| Required work |
Repeat the lines exactly from the line that contains "Emit a component" through the line that contains "import React from 'react'"; leave images out and add nothing.

| Extracted information |
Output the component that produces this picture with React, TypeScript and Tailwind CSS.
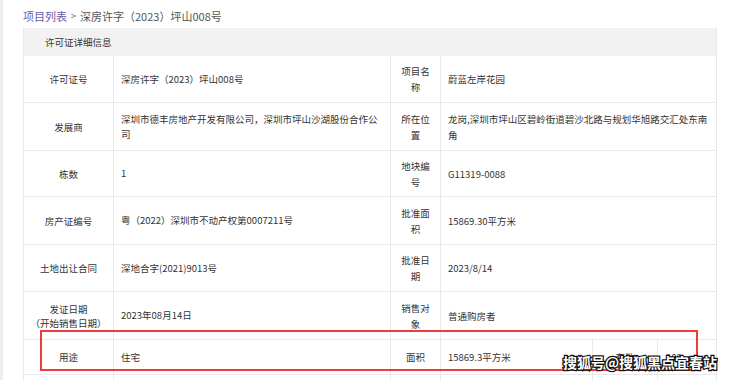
--
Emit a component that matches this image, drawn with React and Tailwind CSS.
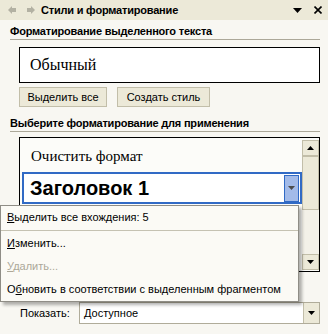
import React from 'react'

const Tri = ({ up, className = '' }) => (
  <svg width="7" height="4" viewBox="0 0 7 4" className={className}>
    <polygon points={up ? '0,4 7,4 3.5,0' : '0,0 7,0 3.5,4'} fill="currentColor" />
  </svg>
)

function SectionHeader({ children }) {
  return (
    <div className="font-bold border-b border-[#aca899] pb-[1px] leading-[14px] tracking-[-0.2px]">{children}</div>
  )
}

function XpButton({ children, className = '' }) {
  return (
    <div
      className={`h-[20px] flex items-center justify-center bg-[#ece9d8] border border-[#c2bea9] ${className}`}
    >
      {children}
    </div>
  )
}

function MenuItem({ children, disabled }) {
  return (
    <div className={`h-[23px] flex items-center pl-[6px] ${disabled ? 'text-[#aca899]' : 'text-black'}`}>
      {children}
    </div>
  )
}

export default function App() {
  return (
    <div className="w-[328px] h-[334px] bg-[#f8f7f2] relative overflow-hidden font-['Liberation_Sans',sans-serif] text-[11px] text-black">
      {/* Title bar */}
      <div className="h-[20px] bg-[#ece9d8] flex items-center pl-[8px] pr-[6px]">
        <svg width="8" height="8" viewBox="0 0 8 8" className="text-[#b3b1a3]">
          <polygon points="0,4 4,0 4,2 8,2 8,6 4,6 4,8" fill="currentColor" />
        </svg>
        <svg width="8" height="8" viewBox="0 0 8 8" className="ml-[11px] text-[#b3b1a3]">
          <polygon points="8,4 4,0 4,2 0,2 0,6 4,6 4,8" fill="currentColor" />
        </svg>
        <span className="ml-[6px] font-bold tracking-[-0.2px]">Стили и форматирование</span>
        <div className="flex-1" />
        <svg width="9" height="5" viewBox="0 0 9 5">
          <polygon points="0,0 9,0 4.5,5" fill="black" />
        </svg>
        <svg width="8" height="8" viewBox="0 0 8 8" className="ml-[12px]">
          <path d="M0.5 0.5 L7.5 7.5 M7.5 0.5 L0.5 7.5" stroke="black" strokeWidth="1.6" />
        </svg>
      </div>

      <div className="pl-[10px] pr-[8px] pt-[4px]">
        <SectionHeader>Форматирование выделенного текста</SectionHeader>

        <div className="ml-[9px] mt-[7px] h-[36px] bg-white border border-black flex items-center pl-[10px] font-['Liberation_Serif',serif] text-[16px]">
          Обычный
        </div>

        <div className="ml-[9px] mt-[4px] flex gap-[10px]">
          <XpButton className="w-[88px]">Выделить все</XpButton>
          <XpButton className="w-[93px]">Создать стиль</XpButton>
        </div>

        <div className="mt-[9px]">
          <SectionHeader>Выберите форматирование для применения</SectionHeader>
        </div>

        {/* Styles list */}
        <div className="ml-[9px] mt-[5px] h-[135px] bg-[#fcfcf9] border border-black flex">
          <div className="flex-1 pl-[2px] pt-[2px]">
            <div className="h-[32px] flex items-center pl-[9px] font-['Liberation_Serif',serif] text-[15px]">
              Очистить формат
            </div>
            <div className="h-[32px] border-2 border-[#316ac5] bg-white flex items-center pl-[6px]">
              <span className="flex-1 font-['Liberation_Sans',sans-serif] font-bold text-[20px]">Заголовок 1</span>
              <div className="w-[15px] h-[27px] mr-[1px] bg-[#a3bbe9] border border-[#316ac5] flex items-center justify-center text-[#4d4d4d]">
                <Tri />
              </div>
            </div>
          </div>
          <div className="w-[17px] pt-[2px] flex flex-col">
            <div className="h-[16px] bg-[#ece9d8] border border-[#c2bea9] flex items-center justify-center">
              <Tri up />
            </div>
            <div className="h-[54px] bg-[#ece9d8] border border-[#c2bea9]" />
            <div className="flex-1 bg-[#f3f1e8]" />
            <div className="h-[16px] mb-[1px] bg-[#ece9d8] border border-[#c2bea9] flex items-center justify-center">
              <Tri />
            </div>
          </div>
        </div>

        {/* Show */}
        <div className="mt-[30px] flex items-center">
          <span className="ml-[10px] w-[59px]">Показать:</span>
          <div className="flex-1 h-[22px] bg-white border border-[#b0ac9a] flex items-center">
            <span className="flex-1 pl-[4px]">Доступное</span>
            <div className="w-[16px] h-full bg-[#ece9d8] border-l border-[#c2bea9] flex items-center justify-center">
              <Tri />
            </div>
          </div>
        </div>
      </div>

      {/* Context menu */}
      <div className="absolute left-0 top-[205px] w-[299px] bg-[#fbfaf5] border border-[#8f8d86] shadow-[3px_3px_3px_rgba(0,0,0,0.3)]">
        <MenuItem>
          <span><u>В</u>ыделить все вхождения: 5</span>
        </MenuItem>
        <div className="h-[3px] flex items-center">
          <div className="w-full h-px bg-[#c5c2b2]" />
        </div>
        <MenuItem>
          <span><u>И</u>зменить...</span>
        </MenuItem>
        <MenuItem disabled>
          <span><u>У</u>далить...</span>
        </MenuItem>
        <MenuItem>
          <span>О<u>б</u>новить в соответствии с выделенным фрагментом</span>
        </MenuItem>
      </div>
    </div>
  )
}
---
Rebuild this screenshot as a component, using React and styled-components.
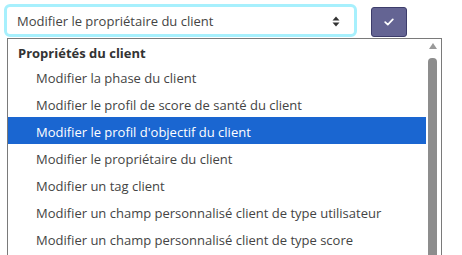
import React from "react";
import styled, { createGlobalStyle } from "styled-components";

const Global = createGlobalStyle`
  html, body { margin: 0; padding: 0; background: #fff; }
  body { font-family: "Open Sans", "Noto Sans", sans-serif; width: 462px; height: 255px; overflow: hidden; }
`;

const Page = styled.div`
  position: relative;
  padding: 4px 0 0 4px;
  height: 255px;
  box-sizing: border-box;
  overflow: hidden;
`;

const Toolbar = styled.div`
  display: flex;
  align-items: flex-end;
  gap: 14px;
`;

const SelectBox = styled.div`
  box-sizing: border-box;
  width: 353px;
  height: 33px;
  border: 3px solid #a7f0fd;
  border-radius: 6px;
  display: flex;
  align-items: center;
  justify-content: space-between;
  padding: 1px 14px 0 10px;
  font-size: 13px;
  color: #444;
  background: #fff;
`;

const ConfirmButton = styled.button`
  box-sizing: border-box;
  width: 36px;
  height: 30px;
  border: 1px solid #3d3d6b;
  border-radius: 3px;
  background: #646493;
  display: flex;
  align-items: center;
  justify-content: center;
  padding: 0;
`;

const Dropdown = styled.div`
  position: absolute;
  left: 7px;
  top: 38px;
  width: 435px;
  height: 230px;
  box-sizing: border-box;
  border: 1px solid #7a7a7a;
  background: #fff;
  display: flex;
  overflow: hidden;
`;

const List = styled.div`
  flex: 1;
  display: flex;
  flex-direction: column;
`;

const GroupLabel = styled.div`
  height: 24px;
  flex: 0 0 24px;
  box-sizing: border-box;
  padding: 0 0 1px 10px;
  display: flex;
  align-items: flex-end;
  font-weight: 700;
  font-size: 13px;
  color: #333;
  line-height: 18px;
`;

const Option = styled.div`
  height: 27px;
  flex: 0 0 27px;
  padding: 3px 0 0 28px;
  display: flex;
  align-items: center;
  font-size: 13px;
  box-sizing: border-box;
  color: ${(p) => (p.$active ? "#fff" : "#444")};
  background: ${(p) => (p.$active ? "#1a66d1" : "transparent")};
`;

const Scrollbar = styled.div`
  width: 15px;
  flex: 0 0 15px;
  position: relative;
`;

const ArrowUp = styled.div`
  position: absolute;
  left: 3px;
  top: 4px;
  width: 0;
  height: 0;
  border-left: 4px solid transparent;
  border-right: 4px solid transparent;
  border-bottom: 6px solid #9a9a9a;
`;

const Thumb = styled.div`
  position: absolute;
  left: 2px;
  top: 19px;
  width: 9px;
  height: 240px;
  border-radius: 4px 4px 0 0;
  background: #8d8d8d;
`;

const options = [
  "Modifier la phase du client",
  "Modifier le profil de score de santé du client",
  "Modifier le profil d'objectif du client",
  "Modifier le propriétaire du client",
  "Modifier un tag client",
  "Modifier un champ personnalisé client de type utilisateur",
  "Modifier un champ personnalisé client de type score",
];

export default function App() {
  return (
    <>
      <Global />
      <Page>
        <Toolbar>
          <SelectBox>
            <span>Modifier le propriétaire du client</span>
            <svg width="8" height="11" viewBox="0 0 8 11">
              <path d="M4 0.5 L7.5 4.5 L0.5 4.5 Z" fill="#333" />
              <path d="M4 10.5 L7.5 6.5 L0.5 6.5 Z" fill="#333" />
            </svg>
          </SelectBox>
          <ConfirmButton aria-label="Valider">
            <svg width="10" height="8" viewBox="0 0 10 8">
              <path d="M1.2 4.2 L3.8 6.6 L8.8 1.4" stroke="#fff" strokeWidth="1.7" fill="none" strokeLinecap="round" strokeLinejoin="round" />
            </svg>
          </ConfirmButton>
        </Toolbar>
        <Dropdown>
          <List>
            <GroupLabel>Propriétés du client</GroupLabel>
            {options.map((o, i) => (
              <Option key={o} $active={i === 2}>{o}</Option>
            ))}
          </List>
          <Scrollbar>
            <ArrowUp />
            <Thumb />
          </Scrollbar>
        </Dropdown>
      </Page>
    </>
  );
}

| Answer to this task |
Emit a component that matches this image, drawn with React and Tailwind CSS.
import React from 'react'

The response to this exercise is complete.